REQUIRED WORK =
Where the data below has the string "components", return the whole line.
++++++
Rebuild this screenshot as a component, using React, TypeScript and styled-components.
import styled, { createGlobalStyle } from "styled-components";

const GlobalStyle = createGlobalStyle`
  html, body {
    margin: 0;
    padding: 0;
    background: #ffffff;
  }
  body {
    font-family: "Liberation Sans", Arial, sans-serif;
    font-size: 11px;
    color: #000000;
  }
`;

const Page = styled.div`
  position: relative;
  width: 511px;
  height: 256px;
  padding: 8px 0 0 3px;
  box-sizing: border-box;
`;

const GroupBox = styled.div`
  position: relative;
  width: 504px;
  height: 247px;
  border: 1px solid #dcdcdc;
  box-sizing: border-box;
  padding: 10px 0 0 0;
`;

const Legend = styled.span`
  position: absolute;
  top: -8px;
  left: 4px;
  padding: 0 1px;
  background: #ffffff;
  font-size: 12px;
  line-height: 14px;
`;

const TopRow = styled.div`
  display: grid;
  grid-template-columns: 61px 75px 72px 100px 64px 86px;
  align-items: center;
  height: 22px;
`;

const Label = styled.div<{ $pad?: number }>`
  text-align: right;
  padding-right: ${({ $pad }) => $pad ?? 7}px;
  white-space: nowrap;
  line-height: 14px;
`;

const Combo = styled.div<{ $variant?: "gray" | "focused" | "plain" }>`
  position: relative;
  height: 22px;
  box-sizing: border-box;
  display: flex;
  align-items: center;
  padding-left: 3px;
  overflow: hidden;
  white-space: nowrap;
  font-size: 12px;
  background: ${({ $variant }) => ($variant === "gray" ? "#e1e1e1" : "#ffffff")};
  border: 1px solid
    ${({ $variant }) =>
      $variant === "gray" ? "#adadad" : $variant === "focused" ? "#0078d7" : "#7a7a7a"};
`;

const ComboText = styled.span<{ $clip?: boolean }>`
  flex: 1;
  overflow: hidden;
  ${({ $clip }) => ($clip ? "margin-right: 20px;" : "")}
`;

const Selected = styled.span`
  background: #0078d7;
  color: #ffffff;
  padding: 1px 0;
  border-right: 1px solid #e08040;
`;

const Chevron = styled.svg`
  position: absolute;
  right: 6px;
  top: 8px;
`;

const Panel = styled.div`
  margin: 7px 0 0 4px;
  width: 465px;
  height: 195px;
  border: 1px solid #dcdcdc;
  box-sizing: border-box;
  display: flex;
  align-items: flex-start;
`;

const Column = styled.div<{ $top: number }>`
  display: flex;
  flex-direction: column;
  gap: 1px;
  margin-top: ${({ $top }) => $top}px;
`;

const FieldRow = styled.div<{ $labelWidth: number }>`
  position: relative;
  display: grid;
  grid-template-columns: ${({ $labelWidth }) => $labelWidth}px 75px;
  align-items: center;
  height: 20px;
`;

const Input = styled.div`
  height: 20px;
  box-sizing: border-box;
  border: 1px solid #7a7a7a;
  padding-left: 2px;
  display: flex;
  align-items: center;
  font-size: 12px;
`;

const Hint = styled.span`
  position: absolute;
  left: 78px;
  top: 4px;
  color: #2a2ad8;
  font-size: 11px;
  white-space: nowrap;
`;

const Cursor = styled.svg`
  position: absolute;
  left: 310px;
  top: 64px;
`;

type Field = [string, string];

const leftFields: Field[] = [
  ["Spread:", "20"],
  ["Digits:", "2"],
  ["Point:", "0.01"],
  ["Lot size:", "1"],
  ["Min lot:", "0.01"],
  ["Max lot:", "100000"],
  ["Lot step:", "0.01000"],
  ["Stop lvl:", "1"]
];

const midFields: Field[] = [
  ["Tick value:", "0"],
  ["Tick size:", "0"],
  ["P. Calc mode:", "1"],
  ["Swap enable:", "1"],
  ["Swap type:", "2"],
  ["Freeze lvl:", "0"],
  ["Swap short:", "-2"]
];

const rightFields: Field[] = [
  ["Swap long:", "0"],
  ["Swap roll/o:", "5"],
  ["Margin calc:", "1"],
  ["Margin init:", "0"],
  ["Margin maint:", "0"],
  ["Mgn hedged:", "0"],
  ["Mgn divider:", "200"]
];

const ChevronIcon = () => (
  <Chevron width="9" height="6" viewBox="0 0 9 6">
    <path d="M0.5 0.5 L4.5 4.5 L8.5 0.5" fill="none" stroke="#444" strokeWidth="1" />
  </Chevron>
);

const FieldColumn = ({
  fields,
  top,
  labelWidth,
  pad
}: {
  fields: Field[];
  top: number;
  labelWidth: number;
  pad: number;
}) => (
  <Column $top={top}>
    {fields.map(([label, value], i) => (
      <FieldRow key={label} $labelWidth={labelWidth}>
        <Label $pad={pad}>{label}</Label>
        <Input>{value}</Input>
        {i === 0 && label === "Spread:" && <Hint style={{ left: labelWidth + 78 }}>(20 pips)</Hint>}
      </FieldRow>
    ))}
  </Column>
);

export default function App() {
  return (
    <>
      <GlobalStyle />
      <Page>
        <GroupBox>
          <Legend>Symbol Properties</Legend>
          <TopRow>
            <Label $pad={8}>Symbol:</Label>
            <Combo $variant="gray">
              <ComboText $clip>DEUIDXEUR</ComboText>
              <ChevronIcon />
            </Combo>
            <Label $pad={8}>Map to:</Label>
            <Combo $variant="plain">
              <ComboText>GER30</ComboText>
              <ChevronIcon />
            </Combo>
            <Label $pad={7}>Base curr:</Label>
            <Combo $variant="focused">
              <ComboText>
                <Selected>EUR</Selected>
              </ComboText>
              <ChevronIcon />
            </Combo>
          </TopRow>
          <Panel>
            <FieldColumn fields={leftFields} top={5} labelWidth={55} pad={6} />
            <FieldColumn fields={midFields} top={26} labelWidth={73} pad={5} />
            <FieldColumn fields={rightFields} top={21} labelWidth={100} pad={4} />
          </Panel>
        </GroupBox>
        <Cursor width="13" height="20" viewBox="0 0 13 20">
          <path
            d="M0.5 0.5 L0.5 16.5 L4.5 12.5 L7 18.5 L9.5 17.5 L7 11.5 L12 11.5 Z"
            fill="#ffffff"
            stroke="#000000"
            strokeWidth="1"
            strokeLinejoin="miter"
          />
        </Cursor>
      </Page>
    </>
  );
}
++++++
TASK RESPONSE =
Rebuild this screenshot as a component, using React, TypeScript and styled-components.
import styled, { createGlobalStyle } from "styled-components";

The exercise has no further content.